Task inputs:
>>>

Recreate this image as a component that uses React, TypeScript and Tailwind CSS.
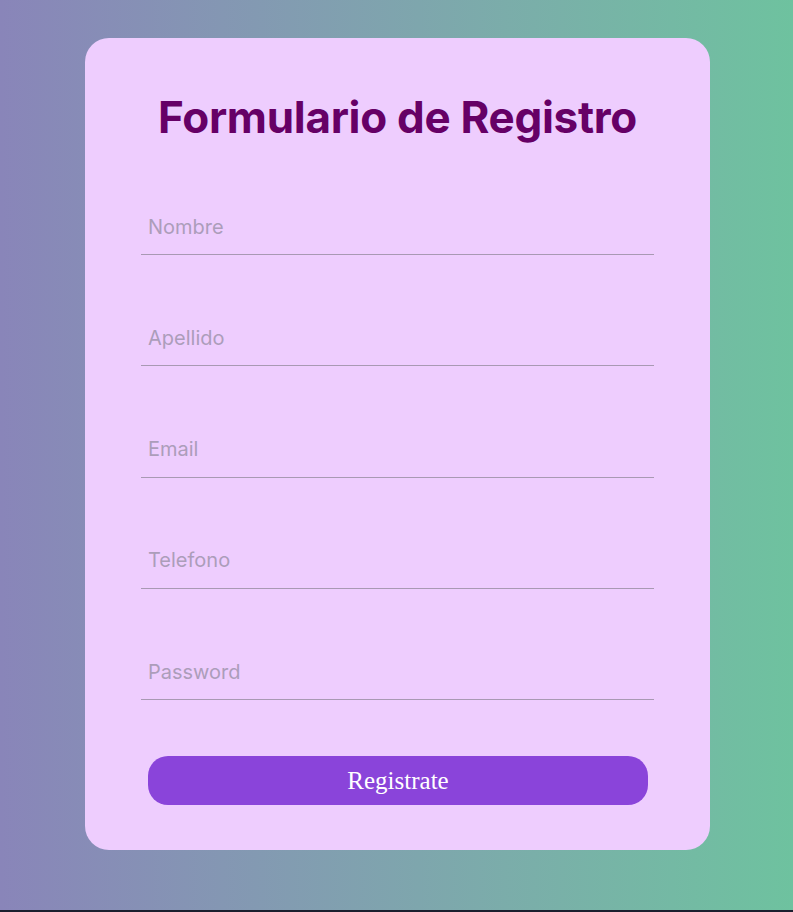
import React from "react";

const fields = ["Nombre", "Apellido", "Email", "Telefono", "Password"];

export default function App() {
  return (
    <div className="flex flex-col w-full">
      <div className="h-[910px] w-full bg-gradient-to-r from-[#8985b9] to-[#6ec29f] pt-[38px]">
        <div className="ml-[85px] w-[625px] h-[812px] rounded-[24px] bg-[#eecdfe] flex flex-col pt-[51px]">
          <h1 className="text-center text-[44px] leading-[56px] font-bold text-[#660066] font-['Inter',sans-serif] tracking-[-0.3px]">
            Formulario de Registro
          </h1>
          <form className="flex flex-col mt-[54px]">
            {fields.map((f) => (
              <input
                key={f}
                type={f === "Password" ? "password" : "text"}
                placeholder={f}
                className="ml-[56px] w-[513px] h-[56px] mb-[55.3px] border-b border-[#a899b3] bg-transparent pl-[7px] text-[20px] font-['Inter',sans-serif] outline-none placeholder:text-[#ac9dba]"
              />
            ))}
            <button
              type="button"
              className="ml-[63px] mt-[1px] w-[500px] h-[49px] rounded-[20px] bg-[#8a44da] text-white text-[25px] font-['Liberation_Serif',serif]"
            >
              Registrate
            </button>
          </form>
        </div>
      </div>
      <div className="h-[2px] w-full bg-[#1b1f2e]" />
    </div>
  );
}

<<<
>>>

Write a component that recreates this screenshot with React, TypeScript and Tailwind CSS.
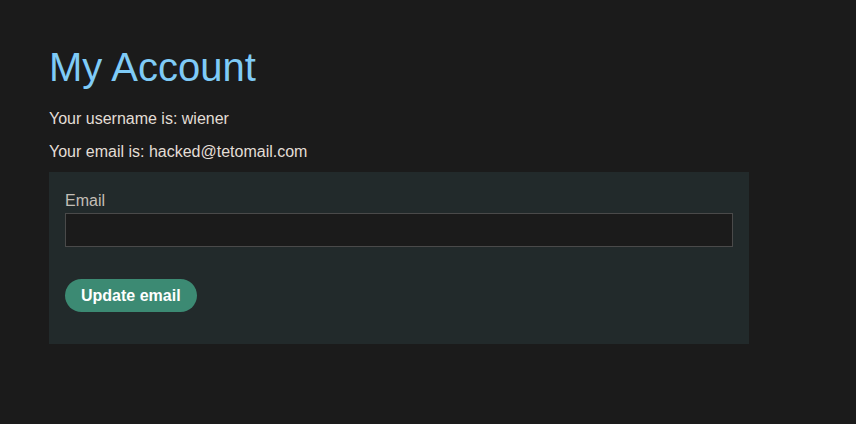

<<<

Do this:
Scan the material for lines with the word "React", and copy each line you find.

Solution for this task:
Recreate this image as a component that uses React, TypeScript and Tailwind CSS.
import React from "react";
Write a component that recreates this screenshot with React, TypeScript and Tailwind CSS.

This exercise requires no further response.